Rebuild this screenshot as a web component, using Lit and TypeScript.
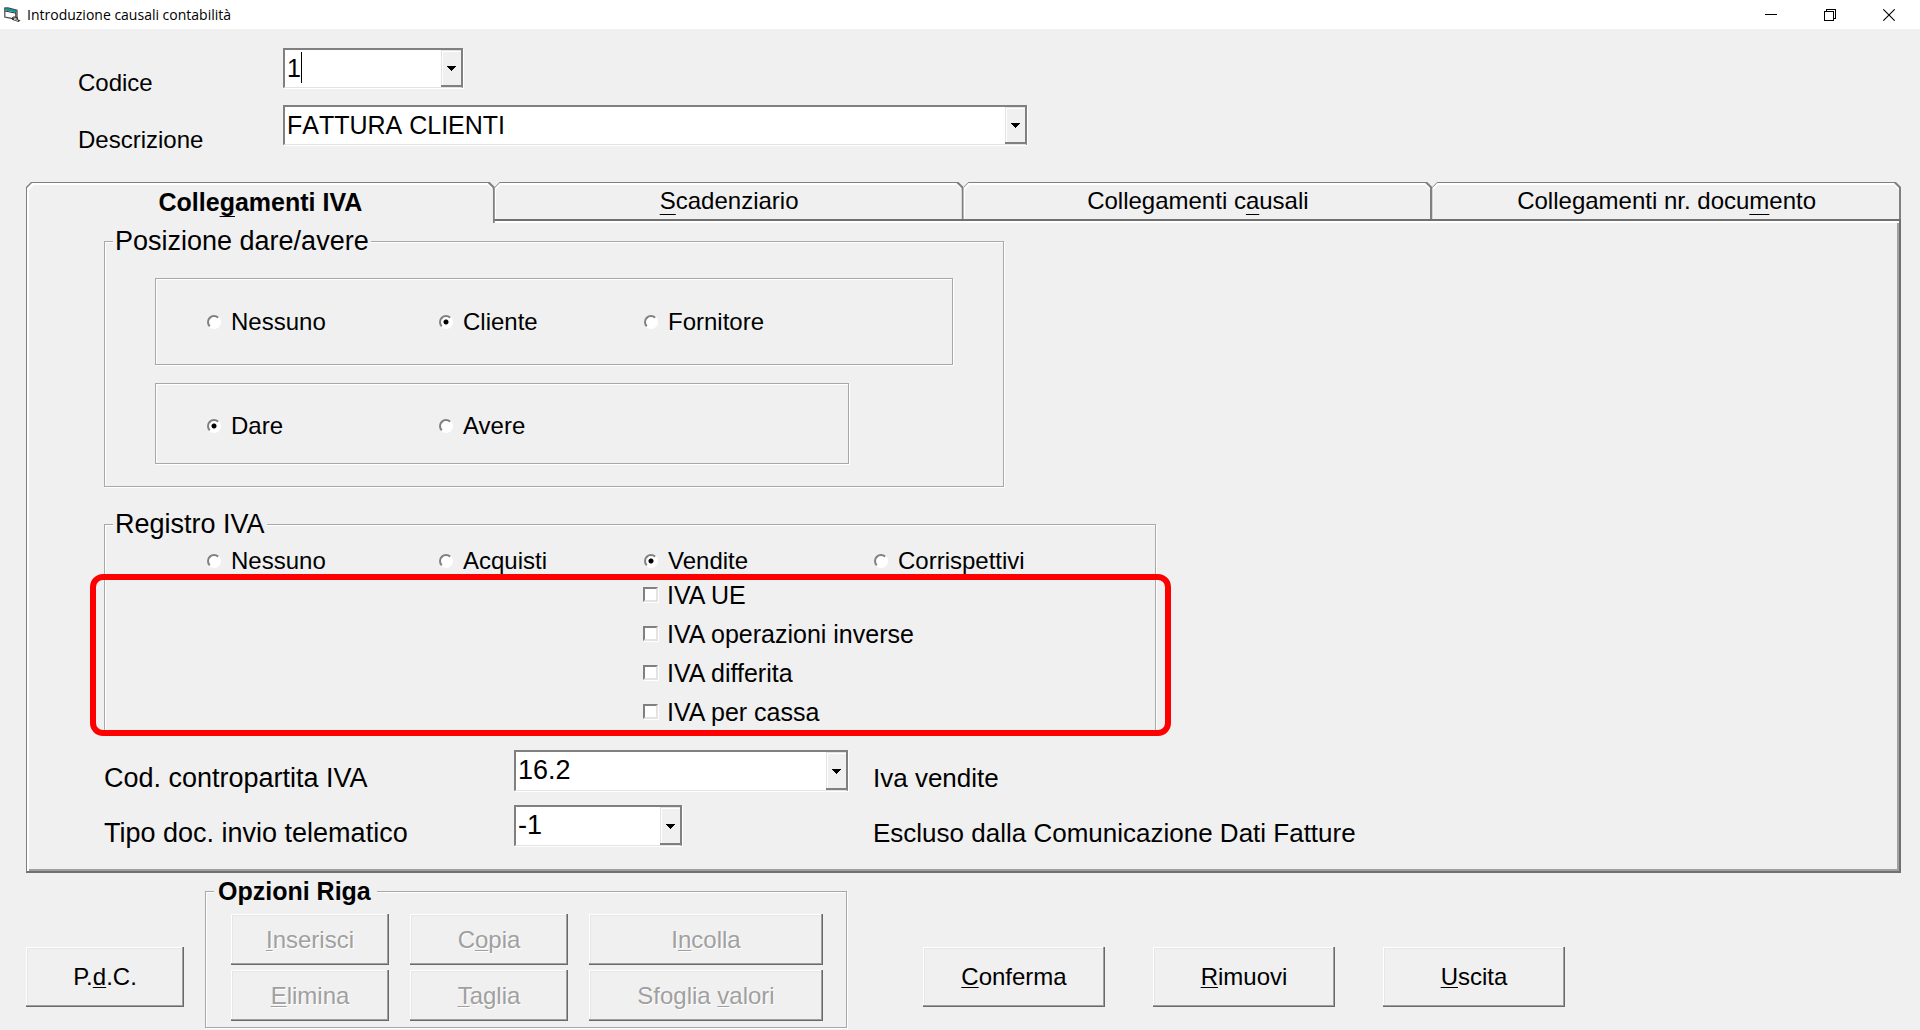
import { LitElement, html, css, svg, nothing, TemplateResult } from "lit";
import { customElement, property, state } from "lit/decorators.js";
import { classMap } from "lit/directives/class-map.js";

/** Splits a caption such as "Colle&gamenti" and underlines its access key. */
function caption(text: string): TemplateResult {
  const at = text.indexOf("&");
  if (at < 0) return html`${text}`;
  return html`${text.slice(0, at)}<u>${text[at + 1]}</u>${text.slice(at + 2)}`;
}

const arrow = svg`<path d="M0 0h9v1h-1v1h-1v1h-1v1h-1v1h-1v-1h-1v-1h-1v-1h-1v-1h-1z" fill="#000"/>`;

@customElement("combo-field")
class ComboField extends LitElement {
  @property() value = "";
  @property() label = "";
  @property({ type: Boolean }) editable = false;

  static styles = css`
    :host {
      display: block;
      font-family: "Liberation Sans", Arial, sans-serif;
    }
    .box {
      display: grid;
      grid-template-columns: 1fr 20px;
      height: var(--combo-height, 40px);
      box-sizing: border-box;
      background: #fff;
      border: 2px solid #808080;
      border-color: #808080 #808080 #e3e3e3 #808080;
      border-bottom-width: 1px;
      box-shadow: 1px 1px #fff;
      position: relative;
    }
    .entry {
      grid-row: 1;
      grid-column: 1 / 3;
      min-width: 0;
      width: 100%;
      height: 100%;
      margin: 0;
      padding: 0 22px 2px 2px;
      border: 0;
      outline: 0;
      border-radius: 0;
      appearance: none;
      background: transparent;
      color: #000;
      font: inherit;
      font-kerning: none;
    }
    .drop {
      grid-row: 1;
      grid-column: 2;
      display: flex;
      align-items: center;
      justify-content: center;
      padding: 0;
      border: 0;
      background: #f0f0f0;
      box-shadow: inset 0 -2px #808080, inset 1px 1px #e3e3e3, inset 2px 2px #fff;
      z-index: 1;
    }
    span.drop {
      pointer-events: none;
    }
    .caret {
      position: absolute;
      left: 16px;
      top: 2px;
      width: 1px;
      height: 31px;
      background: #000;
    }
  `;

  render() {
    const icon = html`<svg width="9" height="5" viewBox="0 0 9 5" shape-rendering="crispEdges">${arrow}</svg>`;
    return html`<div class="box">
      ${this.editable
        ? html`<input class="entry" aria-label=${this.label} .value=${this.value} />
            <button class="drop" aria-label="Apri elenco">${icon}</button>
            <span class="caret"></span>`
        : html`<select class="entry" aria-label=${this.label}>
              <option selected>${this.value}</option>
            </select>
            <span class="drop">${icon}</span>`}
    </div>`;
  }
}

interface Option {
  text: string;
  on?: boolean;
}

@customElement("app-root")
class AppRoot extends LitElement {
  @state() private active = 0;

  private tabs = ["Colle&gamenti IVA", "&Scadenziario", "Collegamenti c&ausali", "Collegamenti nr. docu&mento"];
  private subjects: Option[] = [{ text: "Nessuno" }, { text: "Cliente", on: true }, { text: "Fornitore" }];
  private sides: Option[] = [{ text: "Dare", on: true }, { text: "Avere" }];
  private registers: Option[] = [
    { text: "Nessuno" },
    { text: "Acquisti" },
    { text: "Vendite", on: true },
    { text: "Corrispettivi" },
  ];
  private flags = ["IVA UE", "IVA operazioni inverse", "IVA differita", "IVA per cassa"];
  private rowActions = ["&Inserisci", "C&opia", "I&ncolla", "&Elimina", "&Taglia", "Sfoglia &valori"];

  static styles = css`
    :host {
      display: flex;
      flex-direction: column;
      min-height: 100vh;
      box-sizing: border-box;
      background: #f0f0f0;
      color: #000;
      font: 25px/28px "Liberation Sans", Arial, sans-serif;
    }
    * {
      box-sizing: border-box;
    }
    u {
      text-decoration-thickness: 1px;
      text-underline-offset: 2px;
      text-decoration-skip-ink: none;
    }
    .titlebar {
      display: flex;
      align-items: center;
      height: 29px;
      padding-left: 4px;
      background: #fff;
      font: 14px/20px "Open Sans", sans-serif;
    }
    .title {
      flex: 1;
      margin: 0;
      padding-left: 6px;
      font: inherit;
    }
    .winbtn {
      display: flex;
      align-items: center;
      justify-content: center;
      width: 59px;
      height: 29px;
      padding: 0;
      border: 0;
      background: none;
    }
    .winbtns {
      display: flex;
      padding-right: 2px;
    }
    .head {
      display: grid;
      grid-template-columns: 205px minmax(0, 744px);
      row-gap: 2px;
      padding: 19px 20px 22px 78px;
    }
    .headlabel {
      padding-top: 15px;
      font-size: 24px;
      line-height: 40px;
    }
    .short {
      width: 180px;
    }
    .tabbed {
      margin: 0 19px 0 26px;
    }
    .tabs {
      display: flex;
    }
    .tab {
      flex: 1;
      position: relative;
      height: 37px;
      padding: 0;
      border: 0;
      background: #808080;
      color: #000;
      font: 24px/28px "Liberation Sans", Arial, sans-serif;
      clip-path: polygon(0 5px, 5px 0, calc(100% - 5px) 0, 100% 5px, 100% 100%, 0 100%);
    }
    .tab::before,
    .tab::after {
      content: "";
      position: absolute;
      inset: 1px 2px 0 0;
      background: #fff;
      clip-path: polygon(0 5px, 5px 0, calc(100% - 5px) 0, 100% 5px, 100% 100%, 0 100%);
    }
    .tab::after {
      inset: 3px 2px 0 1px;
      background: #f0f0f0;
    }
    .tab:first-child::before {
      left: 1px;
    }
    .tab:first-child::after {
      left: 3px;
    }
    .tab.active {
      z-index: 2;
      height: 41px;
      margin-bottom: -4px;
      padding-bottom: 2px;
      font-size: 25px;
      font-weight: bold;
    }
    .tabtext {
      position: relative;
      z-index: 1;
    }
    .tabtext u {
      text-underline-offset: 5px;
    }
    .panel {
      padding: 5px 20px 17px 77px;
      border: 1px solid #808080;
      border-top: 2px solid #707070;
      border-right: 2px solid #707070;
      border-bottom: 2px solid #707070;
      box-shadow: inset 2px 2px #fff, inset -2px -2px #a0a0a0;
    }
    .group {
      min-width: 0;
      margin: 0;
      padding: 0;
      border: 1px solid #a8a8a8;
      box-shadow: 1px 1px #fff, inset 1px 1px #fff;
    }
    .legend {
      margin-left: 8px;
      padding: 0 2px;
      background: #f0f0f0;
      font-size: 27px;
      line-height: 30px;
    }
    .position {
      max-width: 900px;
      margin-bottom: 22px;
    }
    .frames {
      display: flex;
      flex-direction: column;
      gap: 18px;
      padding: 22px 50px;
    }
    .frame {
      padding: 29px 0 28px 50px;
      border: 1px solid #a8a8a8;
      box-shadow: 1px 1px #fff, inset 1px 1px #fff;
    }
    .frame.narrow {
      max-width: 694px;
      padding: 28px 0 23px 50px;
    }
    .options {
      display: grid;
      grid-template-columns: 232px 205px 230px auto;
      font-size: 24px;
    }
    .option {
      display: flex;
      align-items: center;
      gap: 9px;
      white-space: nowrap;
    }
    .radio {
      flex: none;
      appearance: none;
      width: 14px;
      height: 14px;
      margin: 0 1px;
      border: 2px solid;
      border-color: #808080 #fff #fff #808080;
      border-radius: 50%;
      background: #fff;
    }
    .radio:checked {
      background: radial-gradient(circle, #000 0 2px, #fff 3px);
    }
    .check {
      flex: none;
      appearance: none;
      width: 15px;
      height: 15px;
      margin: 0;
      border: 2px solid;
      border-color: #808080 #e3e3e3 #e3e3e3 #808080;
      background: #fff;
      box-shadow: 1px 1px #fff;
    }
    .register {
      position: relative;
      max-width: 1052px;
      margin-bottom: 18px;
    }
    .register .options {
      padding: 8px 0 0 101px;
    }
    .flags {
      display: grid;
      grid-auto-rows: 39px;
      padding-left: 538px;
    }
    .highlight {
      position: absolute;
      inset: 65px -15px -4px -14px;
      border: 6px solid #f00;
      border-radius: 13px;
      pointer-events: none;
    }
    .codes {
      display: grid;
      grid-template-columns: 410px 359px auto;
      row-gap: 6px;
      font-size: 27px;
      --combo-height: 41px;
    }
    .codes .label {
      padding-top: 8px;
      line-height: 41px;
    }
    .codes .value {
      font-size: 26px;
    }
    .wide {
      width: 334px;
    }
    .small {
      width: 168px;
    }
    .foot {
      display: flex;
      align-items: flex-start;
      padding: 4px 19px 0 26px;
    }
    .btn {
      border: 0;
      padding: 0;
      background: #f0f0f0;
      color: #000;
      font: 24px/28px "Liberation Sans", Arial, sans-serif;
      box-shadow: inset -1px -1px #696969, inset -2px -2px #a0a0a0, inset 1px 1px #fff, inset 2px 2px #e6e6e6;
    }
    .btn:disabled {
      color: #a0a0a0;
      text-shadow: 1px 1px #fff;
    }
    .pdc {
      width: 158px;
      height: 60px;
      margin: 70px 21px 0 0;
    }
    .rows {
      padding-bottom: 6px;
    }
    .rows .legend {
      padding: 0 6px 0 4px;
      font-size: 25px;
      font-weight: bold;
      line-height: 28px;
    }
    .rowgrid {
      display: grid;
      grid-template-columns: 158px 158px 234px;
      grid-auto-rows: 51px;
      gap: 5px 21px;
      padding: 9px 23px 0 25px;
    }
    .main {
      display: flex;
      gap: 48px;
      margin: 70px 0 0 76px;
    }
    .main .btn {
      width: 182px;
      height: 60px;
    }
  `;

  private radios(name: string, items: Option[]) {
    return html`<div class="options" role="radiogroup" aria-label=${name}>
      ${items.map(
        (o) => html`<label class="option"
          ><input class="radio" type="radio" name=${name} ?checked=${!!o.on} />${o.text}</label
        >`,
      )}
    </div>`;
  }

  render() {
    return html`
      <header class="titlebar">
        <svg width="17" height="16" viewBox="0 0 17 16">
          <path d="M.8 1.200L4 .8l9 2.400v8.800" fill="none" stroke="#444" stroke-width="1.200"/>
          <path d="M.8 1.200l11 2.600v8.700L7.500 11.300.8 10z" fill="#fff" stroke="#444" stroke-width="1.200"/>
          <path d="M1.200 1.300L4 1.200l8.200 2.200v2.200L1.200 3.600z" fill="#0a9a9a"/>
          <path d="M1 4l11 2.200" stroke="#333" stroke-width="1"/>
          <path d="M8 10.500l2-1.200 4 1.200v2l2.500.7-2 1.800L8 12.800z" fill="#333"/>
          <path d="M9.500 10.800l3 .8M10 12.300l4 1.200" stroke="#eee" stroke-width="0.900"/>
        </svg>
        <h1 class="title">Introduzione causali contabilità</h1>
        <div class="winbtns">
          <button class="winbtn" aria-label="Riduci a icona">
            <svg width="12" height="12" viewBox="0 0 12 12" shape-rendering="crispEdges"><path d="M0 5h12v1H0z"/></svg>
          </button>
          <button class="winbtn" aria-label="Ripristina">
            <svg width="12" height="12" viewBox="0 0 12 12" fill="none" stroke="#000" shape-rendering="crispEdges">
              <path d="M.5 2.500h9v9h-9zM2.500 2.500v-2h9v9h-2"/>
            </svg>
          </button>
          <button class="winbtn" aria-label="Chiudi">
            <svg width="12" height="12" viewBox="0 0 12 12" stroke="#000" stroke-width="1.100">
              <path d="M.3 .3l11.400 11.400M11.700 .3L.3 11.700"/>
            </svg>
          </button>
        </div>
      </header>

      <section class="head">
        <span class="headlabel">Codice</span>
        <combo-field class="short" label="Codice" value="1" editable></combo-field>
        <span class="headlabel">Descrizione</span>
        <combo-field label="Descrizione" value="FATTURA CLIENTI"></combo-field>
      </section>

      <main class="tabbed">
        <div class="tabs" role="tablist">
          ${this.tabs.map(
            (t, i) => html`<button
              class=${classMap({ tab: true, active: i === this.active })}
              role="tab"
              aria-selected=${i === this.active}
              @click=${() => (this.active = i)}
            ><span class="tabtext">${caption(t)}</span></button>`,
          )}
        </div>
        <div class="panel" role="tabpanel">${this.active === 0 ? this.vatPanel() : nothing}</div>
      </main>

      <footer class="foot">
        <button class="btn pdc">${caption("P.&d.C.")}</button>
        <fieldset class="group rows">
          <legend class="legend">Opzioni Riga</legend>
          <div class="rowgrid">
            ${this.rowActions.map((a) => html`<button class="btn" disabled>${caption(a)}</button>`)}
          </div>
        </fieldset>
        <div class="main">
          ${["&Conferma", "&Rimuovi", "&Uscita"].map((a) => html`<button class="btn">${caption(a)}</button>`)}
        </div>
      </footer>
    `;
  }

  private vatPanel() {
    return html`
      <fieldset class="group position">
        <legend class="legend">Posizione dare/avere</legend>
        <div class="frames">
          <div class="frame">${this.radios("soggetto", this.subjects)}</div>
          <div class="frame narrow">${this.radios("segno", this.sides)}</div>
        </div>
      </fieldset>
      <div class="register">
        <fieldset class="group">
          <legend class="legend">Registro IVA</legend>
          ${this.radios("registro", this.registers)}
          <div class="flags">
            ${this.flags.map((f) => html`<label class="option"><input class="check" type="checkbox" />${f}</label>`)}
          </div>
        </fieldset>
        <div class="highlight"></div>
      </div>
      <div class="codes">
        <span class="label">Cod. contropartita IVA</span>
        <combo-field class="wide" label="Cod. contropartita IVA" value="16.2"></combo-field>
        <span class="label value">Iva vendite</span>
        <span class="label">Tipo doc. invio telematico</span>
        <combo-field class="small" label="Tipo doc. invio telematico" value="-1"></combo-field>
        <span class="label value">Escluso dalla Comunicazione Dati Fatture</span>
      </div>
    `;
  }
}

Exercise brief
Repeat the lines above, starting at the first and stopping after the line that holds "editable = false;", with the pictures left out.

Answer for this exercise
Rebuild this screenshot as a web component, using Lit and TypeScript.
import { LitElement, html, css, svg, nothing, TemplateResult } from "lit";
import { customElement, property, state } from "lit/decorators.js";
import { classMap } from "lit/directives/class-map.js";

/** Splits a caption such as "Colle&gamenti" and underlines its access key. */
function caption(text: string): TemplateResult {
  const at = text.indexOf("&");
  if (at < 0) return html`${text}`;
  return html`${text.slice(0, at)}<u>${text[at + 1]}</u>${text.slice(at + 2)}`;
}

const arrow = svg`<path d="M0 0h9v1h-1v1h-1v1h-1v1h-1v1h-1v-1h-1v-1h-1v-1h-1v-1h-1z" fill="#000"/>`;

@customElement("combo-field")
class ComboField extends LitElement {
  @property() value = "";
  @property() label = "";
  @property({ type: Boolean }) editable = false;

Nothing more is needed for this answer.